* [TO DO]:
Look through the listing below for the line containing "Recreate this image". Copy it and each line after it up to and including the line containing "const links = ['Home', 'Projects', 'Journal', 'Mastodon'];", exactly, leaving out pictures.

* [SUPPLIED ENTRIES]:

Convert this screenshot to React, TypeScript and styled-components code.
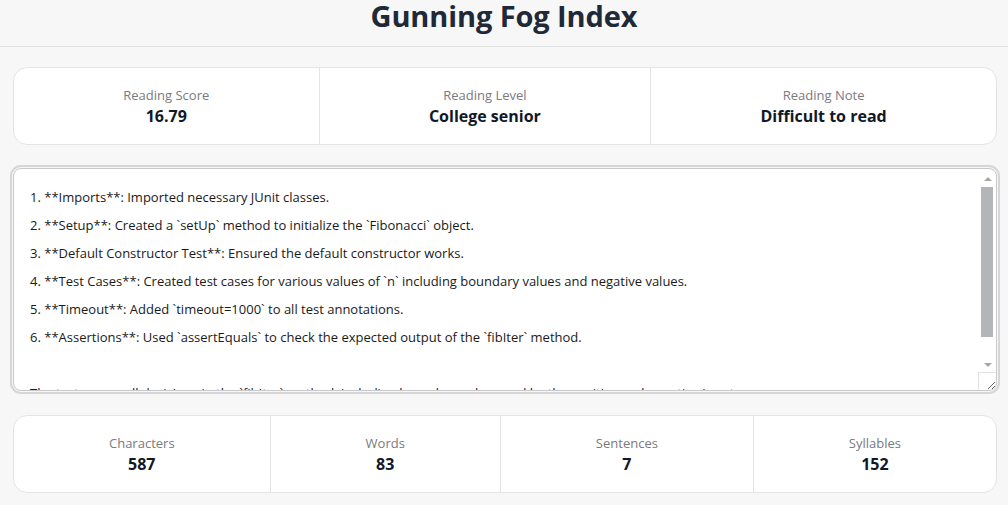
import React from "react";
import styled, { createGlobalStyle } from "styled-components";

const GlobalStyle = createGlobalStyle`
  html, body {
    margin: 0;
    padding: 0;
    background: #f7f7f7;
    font-family: "Open Sans", "Noto Sans", sans-serif;
  }
  * { box-sizing: border-box; }
`;

const Page = styled.div`
  display: flex;
  flex-direction: column;
`;

const Header = styled.header`
  height: 47px;
  border-bottom: 1px solid #e2e2e2;
  display: flex;
  align-items: flex-start;
  justify-content: center;
`;

const Title = styled.h1`
  margin: 0;
  font-size: 29px;
  font-weight: 700;
  color: #1f2937;
  letter-spacing: -0.1px;
  line-height: 34px;
  margin-top: -1px;
`;

const Main = styled.main`
  display: flex;
  flex-direction: column;
  padding: 20px 11px 0 13px;
  gap: 23px;
`;

const Card = styled.section`
  display: flex;
  background: #ffffff;
  border: 1px solid #e4e4e4;
  border-radius: 14px;
  height: 78px;
`;

const Stat = styled.div`
  flex: 1 1 auto;
  display: flex;
  flex-direction: column;
  align-items: center;
  justify-content: center;
  gap: 2px;
  & + & {
    border-left: 1px solid #e4e4e4;
  }
`;

const Label = styled.div`
  font-size: 13px;
  color: #7a7a82;
  line-height: 18px;
`;

const Value = styled.div`
  font-size: 16px;
  font-weight: 700;
  color: #111827;
  line-height: 21px;
`;

const EditorWrap = styled.div`
  position: relative;
  margin-bottom: 1px;
`;

const Editor = styled.textarea`
  display: block;
  width: 100%;
  height: 223px;
  margin: 0;
  padding: 14px 30px 10px 16px;
  border: 1px solid #c9c9cc;
  border-radius: 8px;
  outline: 2px solid #d6d6d9;
  outline-offset: 1px;
  background: #ffffff;
  font-family: "Open Sans", "Noto Sans", sans-serif;
  font-size: 13px;
  line-height: 28px;
  color: #1a1a1a;
  resize: vertical;
  overflow: hidden;
`;

const ScrollBar = styled.div`
  position: absolute;
  top: 2px;
  right: 1px;
  bottom: 18px;
  width: 17px;
  display: flex;
  flex-direction: column;
  align-items: center;
  pointer-events: none;
`;

const ArrowBox = styled.div`
  height: 17px;
  width: 17px;
  display: flex;
  align-items: center;
  justify-content: center;
`;

const Arrow = styled.div<{ $dir: "up" | "down" }>`
  width: 0;
  height: 0;
  border-left: 4px solid transparent;
  border-right: 4px solid transparent;
  ${(p) =>
    p.$dir === "up"
      ? "border-bottom: 4px solid #a8a8a8;"
      : "border-top: 4px solid #a8a8a8;"}
`;

const Thumb = styled.div`
  width: 12px;
  height: 150px;
  margin-left: -1px;
  background: #b3b5b9;
`;

const Spacer = styled.div`
  flex: 1;
`;

const Corner = styled.div`
  position: absolute;
  right: 1px;
  bottom: 1px;
  width: 18px;
  height: 18px;
  border-left: 1px solid #e2e2e4;
  border-top: 1px solid #e2e2e4;
  pointer-events: none;
`;

const text = `1. **Imports**: Imported necessary JUnit classes.
2. **Setup**: Created a \`setUp\` method to initialize the \`Fibonacci\` object.
3. **Default Constructor Test**: Ensured the default constructor works.
4. **Test Cases**: Created test cases for various values of \`n\` including boundary values and negative values.
5. **Timeout**: Added \`timeout=1000\` to all test annotations.
6. **Assertions**: Used \`assertEquals\` to check the expected output of the \`fibIter\` method.

The test covers all decisions in the \`fibIter\` method, including boundary values and by the positive and negative inputs.
`;

type StatItem = { label: string; value: string };

const reading: StatItem[] = [
  { label: "Reading Score", value: "16.79" },
  { label: "Reading Level", value: "College senior" },
  { label: "Reading Note", value: "Difficult to read" },
];

const counts: StatItem[] = [
  { label: "Characters", value: "587" },
  { label: "Words", value: "83" },
  { label: "Sentences", value: "7" },
  { label: "Syllables", value: "152" },
];

const StatCard = ({ items }: { items: StatItem[] }) => (
  <Card>
    {items.map((it) => (
      <Stat key={it.label}>
        <Label>{it.label}</Label>
        <Value>{it.value}</Value>
      </Stat>
    ))}
  </Card>
);

export default function App() {
  return (
    <Page>
      <GlobalStyle />
      <Header>
        <Title>Gunning Fog Index</Title>
      </Header>
      <Main>
        <StatCard items={reading} />
        <EditorWrap>
          <Editor defaultValue={text} spellCheck={false} />
          <ScrollBar aria-hidden>
            <ArrowBox>
              <Arrow $dir="up" />
            </ArrowBox>
            <Thumb />
            <Spacer />
            <ArrowBox>
              <Arrow $dir="down" />
            </ArrowBox>
          </ScrollBar>
          <Corner />
        </EditorWrap>
        <StatCard items={counts} />
      </Main>
    </Page>
  );
}
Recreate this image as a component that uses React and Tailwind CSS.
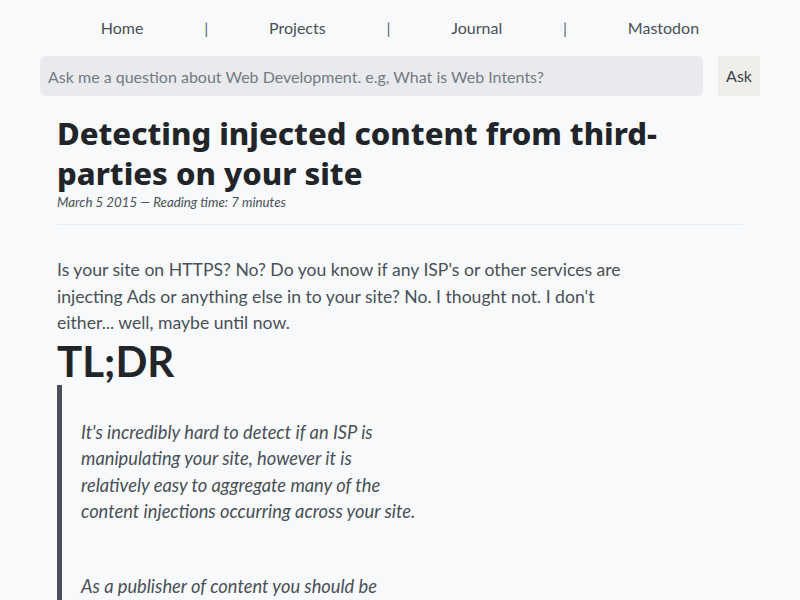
const links = ['Home', 'Projects', 'Journal', 'Mastodon'];

export default function App() {
  return (
    <div className="min-h-screen bg-[#f8f9fa] font-['Lato',sans-serif] text-[#495057]">
      {/* top nav */}
      <nav className="px-10 pt-4">
        <ul className="flex justify-evenly text-[16px] leading-6 text-[#495057]">
          {links.map((l, i) => (
            <li key={l} className="contents">
              {i > 0 && <span className="text-[#5a6472]">|</span>}
              <a href="#">{l}</a>
            </li>
          ))}
        </ul>
      </nav>

      {/* ask box */}
      <form className="mx-10 mt-4 flex gap-[15px]" onSubmit={(e) => e.preventDefault()}>
        <input
          type="text"
          placeholder="Ask me a question about Web Development. e.g, What is Web Intents?"
          className="h-10 flex-1 rounded-md bg-[#e9eaee] px-2 text-[16px] text-[#495057] placeholder:text-[#737a82] outline-none"
        />
        <button className="h-10 w-[42px] bg-[#f0eeea] text-[16px] text-[#3d4148]">Ask</button>
      </form>

      {/* article */}
      <article className="mx-10 mt-[17px] px-[17px]">
        <h1 className="font-['Noto_Sans',sans-serif] text-[31px] font-extrabold leading-10 text-[#212529]">
          Detecting injected content from third-parties on your site
        </h1>
        <p className="text-[13.3px] italic leading-[18px] text-[#495057]">
          March 5 2015 — Reading time: 7 minutes
        </p>
        <hr className="mt-[13px] border-[#e9ecef]" />

        <p className="mt-8 max-w-[580px] text-[17.6px] leading-[26.5px]">
          Is your site on HTTPS? No? Do you know if any ISP's or other services are injecting Ads or anything else in to your site? No. I thought not. I don't either... well, maybe until now.
        </p>

        <h2 className="text-[42px] font-bold leading-[48px] text-[#212529]">TL;DR</h2>

        <blockquote className="border-l-[5px] border-[#495057] pl-[19px] pt-[34px] pb-4 italic text-[18.3px] leading-[26.5px]">
          <p className="max-w-[340px]">
            It's incredibly hard to detect if an ISP is manipulating your site, however it is relatively easy to aggregate many of the content injections occurring across your site.
          </p>
          <p className="mt-12 max-w-[340px]">
            As a publisher of content you should be aware of what is happening to the pages you serve to your users.
          </p>
        </blockquote>
      </article>
    </div>
  );
}
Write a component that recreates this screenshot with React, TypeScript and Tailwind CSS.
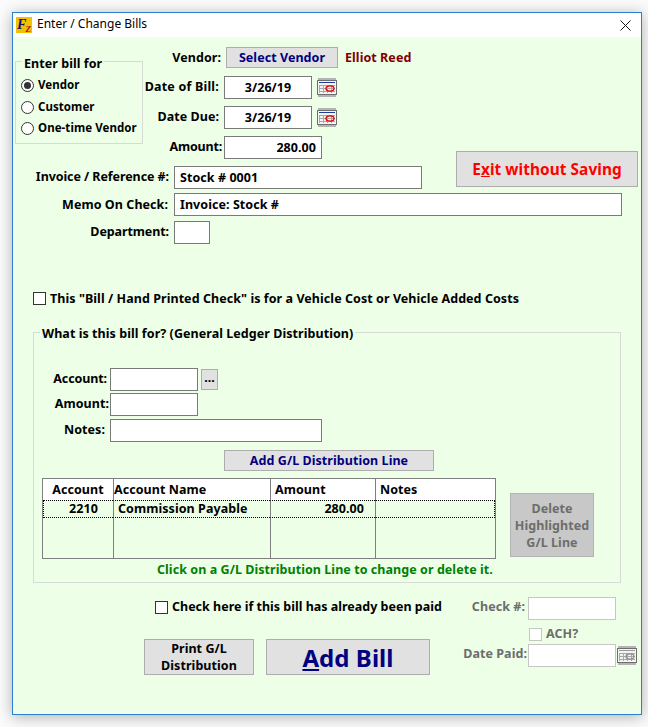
type TextBoxProps = {
  value?: string;
  width: string;
  align?: string;
  disabled?: boolean;
};

const TextBox = ({ value = "", width, align = "text-left", disabled = false }: TextBoxProps) => {
  return (
    <input
      readOnly
      value={value}
      className={`${width} ${align} h-[23px] shrink-0 bg-white px-[5px] outline-none border ${
        disabled ? "border-[#c6c6c6]" : "border-[#7a7a7a]"
      }`}
    />
  );
};

const CalendarIcon = ({ disabled = false }: { disabled?: boolean }) => {
  const red = disabled ? "#8f8f8f" : "#e00000";
  const blue = disabled ? "#9a9a9a" : "#1c3f9c";
  return (
    <svg width="20" height="19" viewBox="0 0 20 19" className="shrink-0">
      <rect x="1" y="0" width="18" height="2" fill="#b4b4b4" />
      <rect x="1" y="17" width="18" height="2" fill="#b4b4b4" />
      <rect x="0.5" y="2.5" width="19" height="14" fill="#f4f4f4" stroke="#6e6e6e" />
      <rect x="2" y="4" width="16" height="1" fill={blue} />
      <path
        d="M2.5 7v8M6.5 7v8M10.5 7v8M14.5 7v8M2 7.5h16M2 10.5h16M2 13.5h16"
        stroke="#a8a8a8"
        fill="none"
      />
      <ellipse cx="13" cy="10.5" rx="4" ry="2.6" fill="none" stroke={red} strokeWidth="1.3" />
    </svg>
  );
};

const Logo = () => {
  return (
    <svg width="16" height="16" viewBox="0 0 16 16" className="shrink-0">
      <rect width="16" height="16" fill="#f2c200" />
      <text x="1" y="12" fontFamily="Liberation Serif" fontStyle="italic" fontWeight="700" fontSize="14" fill="#14147a">
        F
      </text>
      <text x="9.5" y="15" fontFamily="Liberation Serif" fontStyle="italic" fontWeight="700" fontSize="9" fill="#b01030">
        Z
      </text>
    </svg>
  );
};

const CheckBox = ({ disabled = false }: { disabled?: boolean }) => {
  return (
    <span
      className={`block size-[13px] shrink-0 bg-white border ${
        disabled ? "border-[#c6c6c6]" : "border-[#333333]"
      }`}
    />
  );
};

const Radio = ({ checked = false }: { checked?: boolean }) => {
  return (
    <span className="flex size-[13px] shrink-0 items-center justify-center rounded-full border border-[#333333] bg-white">
      {checked && <span className="size-[7px] rounded-full bg-[#333333]" />}
    </span>
  );
};

const Button = ({ className, children }: { className: string; children: React.ReactNode }) => {
  return (
    <button className={`flex shrink-0 items-center justify-center border border-[#adadad] bg-[#e1e1e1] text-center ${className}`}>
      {children}
    </button>
  );
};

export default function App() {
  return (
    <div className="h-[727px] w-[648px] overflow-hidden bg-[#fbfbfb] pl-[12px] pt-[12px] font-['Noto_Sans',sans-serif] text-[12.5px] leading-[16px] font-bold tracking-[0.06px] text-black">
      <div className="flex h-[703px] w-[630px] flex-col border border-[#2b7fd0] bg-white shadow-[0_2px_14px_rgba(0,0,0,0.3)]">
        <div className="flex h-[24px] shrink-0 items-center bg-white pl-[3px] pr-[10px]">
          <Logo />
          <span className="mb-[2px] ml-[5px] text-[12px] font-normal tracking-normal">Enter / Change Bills</span>
          <svg width="11" height="11" viewBox="0 0 11 11" className="ml-auto">
            <path d="M0.5 0.5l10 10M10.5 0.5l-10 10" stroke="#111111" fill="none" />
          </svg>
        </div>

        <div className="flex flex-1 flex-col bg-[#eeffe8]">
          <div className="ml-[2px] mt-[10px] flex">
            <div className="w-[407px]">
              <div className="flex">
                <fieldset className="mt-[6px] h-[91px] w-[128px] min-w-0 shrink-0 border border-[#d5dcd5] pl-[5px]">
                  <legend className="relative top-[3px] ml-[1px] px-[2px]">Enter bill for</legend>
                  <div className="mt-[8px] flex items-center gap-[4px] text-[11.5px]">
                    <Radio checked />
                    <span>Vendor</span>
                  </div>
                  <div className="mt-[6px] flex items-center gap-[4px] text-[11.5px]">
                    <Radio />
                    <span>Customer</span>
                  </div>
                  <div className="mt-[5px] flex items-center gap-[4px] whitespace-nowrap text-[11.5px]">
                    <Radio />
                    <span>One-time Vendor</span>
                  </div>
                </fieldset>
                <div className="w-[279px]">
                  <div className="flex h-[21px] items-center">
                    <span className="w-[78px] text-right">Vendor:</span>
                    <Button className="ml-[5px] h-[21px] w-[112px] text-[#000080]">Select Vendor</Button>
                    <span className="ml-[7px] text-[#800000]">Elliot Reed</span>
                  </div>
                  <div className="mt-[8px] flex items-center">
                    <span className="w-[76px] whitespace-nowrap pb-[2px] text-right tracking-[0.2px]">Date of Bill:</span>
                    <span className="ml-[5px]">
                      <TextBox value="3/26/19" width="w-[88px]" align="text-center" />
                    </span>
                    <span className="ml-[5px]">
                      <CalendarIcon />
                    </span>
                  </div>
                  <div className="mt-[7px] flex items-center">
                    <span className="w-[76px] pb-[2px] text-right">Date Due:</span>
                    <span className="ml-[5px]">
                      <TextBox value="3/26/19" width="w-[88px]" align="text-center" />
                    </span>
                    <span className="ml-[5px]">
                      <CalendarIcon />
                    </span>
                  </div>
                  <div className="mt-[7px] flex items-center">
                    <span className="w-[79px] pb-[2px] text-right tracking-[-0.2px]">Amount:</span>
                    <span className="ml-[2px]">
                      <TextBox value="280.00" width="w-[98px]" align="text-right" />
                    </span>
                  </div>
                </div>
              </div>
              <div className="mt-[7px] flex items-center">
                <span className="w-[154px] pb-[2px] text-right tracking-[-0.08px]">Invoice / Reference #:</span>
                <span className="ml-[5px]">
                  <TextBox value="Stock # 0001" width="w-[248px]" />
                </span>
              </div>
            </div>
            <Button className="ml-[34px] mt-[104px] h-[36px] w-[182px] pt-[2px] text-[15.4px] text-[#ff0000]">
              <span>
                E<span className="underline">x</span>it without Saving
              </span>
            </Button>
          </div>

          <div className="ml-[2px] mt-[4px] flex items-center">
            <span className="w-[153px] text-right">Memo On Check:</span>
            <span className="ml-[6px]">
              <TextBox value="Invoice: Stock #" width="w-[448px]" />
            </span>
          </div>
          <div className="ml-[2px] mt-[5px] flex items-center">
            <span className="w-[154px] pb-[1px] text-right tracking-[-0.1px]">Department:</span>
            <span className="ml-[5px]">
              <TextBox width="w-[36px]" />
            </span>
          </div>

          <div className="ml-[20px] mt-[47px] flex h-[14px] items-center gap-[4px]">
            <CheckBox />
            <span className="pt-[1px]">This "Bill / Hand Printed Check" is for a Vehicle Cost or Vehicle Added Costs</span>
          </div>

          <fieldset className="ml-[20px] mt-[19px] h-[259px] w-[588px] border border-[#d5dcd5]">
            <legend className="relative top-[2px] ml-[6px] px-[2px]">What is this bill for? (General Ledger Distribution)</legend>
            <div className="mt-[28px] flex items-center">
              <span className="w-[73px] pb-[1px] text-right tracking-[-0.1px]">Account:</span>
              <span className="ml-[3px]">
                <TextBox width="w-[88px]" />
              </span>
              <Button className="ml-[3px] h-[21px] w-[17px] items-end pb-[3px]">...</Button>
            </div>
            <div className="mt-[2px] flex items-center">
              <span className="w-[75px] pb-[1px] text-right">Amount:</span>
              <span className="ml-[1px]">
                <TextBox width="w-[88px]" />
              </span>
            </div>
            <div className="mt-[3px] flex items-center">
              <span className="w-[71px] pb-[1px] text-right">Notes:</span>
              <span className="ml-[5px]">
                <TextBox width="w-[212px]" />
              </span>
            </div>
            <Button className="ml-[190px] mt-[8px] h-[21px] w-[210px] text-[#000080]">Add G/L Distribution Line</Button>

            <div className="ml-[8px] mt-[7px] flex">
              <div className="h-[81px] w-[454px] border border-[#7f7f7f]">
                <table className="h-[79px] w-[452px] table-fixed border-separate border-spacing-0">
                  <colgroup>
                    <col className="w-[70px]" />
                    <col className="w-[157px]" />
                    <col className="w-[105px]" />
                    <col className="w-[120px]" />
                  </colgroup>
                  <thead>
                    <tr className="h-[21px] bg-white">
                      <th className="text-center font-bold">Account</th>
                      <th className="border-l border-[#7f7f7f] text-left font-bold">Account Name</th>
                      <th className="border-l border-[#7f7f7f] pl-[4px] text-left font-bold">Amount</th>
                      <th className="border-l border-[#7f7f7f] pl-[4px] text-left font-bold">Notes</th>
                    </tr>
                  </thead>
                  <tbody>
                    <tr className="h-[17px]">
                      <td className="border-y border-l border-dotted border-black pl-[25px]">2210</td>
                      <td className="border-y border-l border-dotted border-black border-l-[#7f7f7f] pl-[4px] [border-left-style:solid]">
                        Commission Payable
                      </td>
                      <td className="border-y border-l border-dotted border-black border-l-[#7f7f7f] pr-[11px] text-right [border-left-style:solid]">
                        280.00
                      </td>
                      <td className="border-y border-x border-dotted border-black border-l-[#7f7f7f] [border-left-style:solid]" />
                    </tr>
                    <tr>
                      <td />
                      <td className="border-l border-[#7f7f7f]" />
                      <td className="border-l border-[#7f7f7f]" />
                      <td className="border-l border-[#7f7f7f]" />
                    </tr>
                  </tbody>
                </table>
              </div>
              <button className="ml-[14px] mt-[15px] h-[64px] w-[84px] shrink-0 border border-[#b4b4b4] bg-[#c8c8c8] text-center leading-[17px] text-[#6d6d6d]">
                Delete
                <br />
                Highlighted
                <br />
                G/L Line
              </button>
            </div>
            <p className="ml-[123px] mt-[3px] text-[#008000]">Click on a G/L Distribution Line to change or delete it.</p>
          </fieldset>

          <div className="flex">
            <div className="w-[450px]">
              <div className="ml-[142px] mt-[17px] flex h-[14px] items-center gap-[4px]">
                <CheckBox />
                <span className="tracking-[0px]">Check here if this bill has already been paid</span>
              </div>
              <div className="ml-[131px] mt-[25px] flex gap-[12px]">
                <Button className="h-[36px] w-[110px] leading-[17px]">
                  <span>
                    Print G/L
                    <br />
                    Distribution
                  </span>
                </Button>
                <Button className="h-[36px] w-[164px] pt-[1px] text-[24px] text-[#000080]">
                  <span>
                    <span className="underline">A</span>dd Bill
                  </span>
                </Button>
              </div>
            </div>
            <div className="text-[#6d6d6d]">
              <div className="mt-[14px] flex items-center">
                <span className="w-[62px] pb-[3px] text-right">Check #:</span>
                <span className="ml-[3px]">
                  <TextBox width="w-[88px]" disabled />
                </span>
              </div>
              <div className="ml-[66px] mt-[7px] flex h-[14px] items-center gap-[4px]">
                <CheckBox disabled />
                <span>ACH?</span>
              </div>
              <div className="mt-[3px] flex items-center">
                <span className="w-[64px] pb-[3px] text-right">Date Paid:</span>
                <span className="ml-[1px]">
                  <TextBox width="w-[88px]" disabled />
                </span>
                <span className="ml-[1px]">
                  <CalendarIcon disabled />
                </span>
              </div>
            </div>
          </div>
        </div>
      </div>
    </div>
  );
}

* [RESPONSE FOR THIS EXERCISE]:
Recreate this image as a component that uses React and Tailwind CSS.
const links = ['Home', 'Projects', 'Journal', 'Mastodon'];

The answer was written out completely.